TTB ve Temiz Hava Hakkı Platformu (THHP), şubat depremlerinin ardından bölgede yaptığı asbest analizlerinin sonuçlarını paylaştı. Rapora göre Maraş merkez ve Elbistan ilçeleri ile Adıyaman’da asbest tespit edildi.
Rapor sonuçları 27 Ekim Cuma günü yapılan basın toplantısı ile paylaşıldı. Toplantıda ilk sözü alan TTB Merkez Konseyi Başkanı Dr. Şebnem Korur Fincancı, depremlerin yarattığı büyük yıkımın insan eliyle ağır bir felakete dönüştürüldüğünü 9 aydır gözlemlediklerini söyledi. TTB’nin Antakya’daki hava kirliliğine ilişkin çalışmasını hatırlatan Korur Fincancı, Antakya’daki partikül madde yoğunluğunun Dünya Sağlık Örgütü’nün belirlediği ortalamanın üç kat üstünde olduğunun altını çizdi. Deprem bölgesindeki Alevi yerleşim alanlarına yönelik ayrımcılığa da dikkat çeken Korur Fincancı yardımların ulaştırılmaması, sağlıklı bir ortamda yaşama olanaklarının sağlanamaması gibi ayrımcılık örneklerinin temiz hava ve su hakkında da görüldüğünü kaydetti.
Raporun sunumu Dr. Ozan Devrim Yay tarafından paylaşıldı. Deprem bölgesinde yıkılan ya da yıkılması gereken binalarda asbest olasılığı üzerine 28 Ağustos-16 Eylül 2023 tarihleri arasında Maraş merkez ve Elbistan ilçesi ile Adıyaman’da çalışmalar yürütüldüğünü aktaran Yay, çalışmalardan elde edilen sonuçların Türk Akreditasyon Kurumu’ndan onaylı bir laboratuarda analiz edildiğini belirtti. Yay, analiz sonuçlarına göre;
*Kahramanmaraş merkezinden alınan 21 örneğin 8’inde,
*Kahramanmaraş’ın Elbistan ilçesinden alınan 15 örneğin 2’sinde
*Adıyaman’dan alınan 30 örneğin 2’sinde farklı türlerde asbest tespit edildiğini açıkladı.
THHP Koordinatörü Deniz Gümüşel Türkiye’deki ulusal mevzuata, Avrupa Birliği mevzuatına ve Dünya Sağlık Örgütü kılavuzuna ilişkin bilgi verdi.
Asbestin herhangi bir güvenli limit değeri olmadığını, yani kanserojen olduğu bilimsel olarak kanıtlanmış bu tehlikeli maddenin tek bir lifinden bile tamamen kaçınmak gerektiğini vurgulayan Gümüşel, asbestin dünya genelinde her yıl 255 bin ölüme neden olduğunu da sözlerine ekledi.
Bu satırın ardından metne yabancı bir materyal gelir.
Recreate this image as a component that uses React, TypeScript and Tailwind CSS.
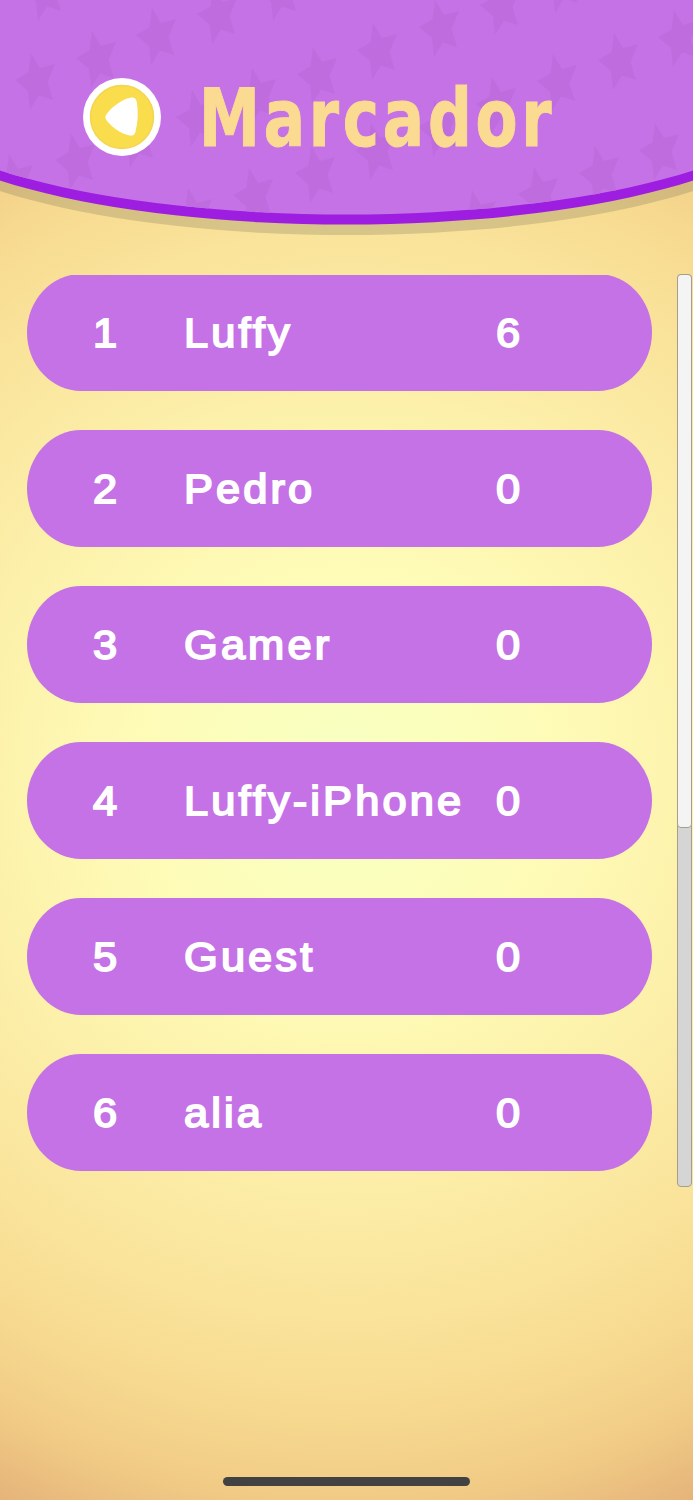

Gümüşel, önerilerini şöyle sıraladı:
“*Başta deprem bölgesinde olmak üzere ülke genelinde, Asbestle Çalışmalarda Sağlık ve Güvenlik Önlemleri Hakkında Yönetmelik’te tanımlandığı şekliyle “asbest söküm çalışanı” ve “Asbest söküm uzmanı” yetiştirmek üzere daha sık, yaygın ve hızlandırılmış eğitim programları düzenlenmeli; sertifikalı çalışan ve uzman sayısı artırılmalıdır.
*Ülkedeki, özellikle ilgili kamu kurumlarındaki asbest analiz altyapısı hızla geliştirilmelidir.
*Deprem bölgesinde henüz yıkılmamış ağır hasarlı binalar ile, deprem esnasında veya sonrasında yıkılmış, ancak enkazı henüz kaldırılmamış tüm binalar asbest risk değerlendirilmesinden geçirilmelidir.
*Tehlikeli bir atık olan asbestin güvenli biçimde nihai bertarafına yönelik atık yönetim altyapısı güçlendirilmelidir.”
Tabip odaları başkanlarının konuşmalarının ardından soru-yanıt bölümüyle toplantı son buldu.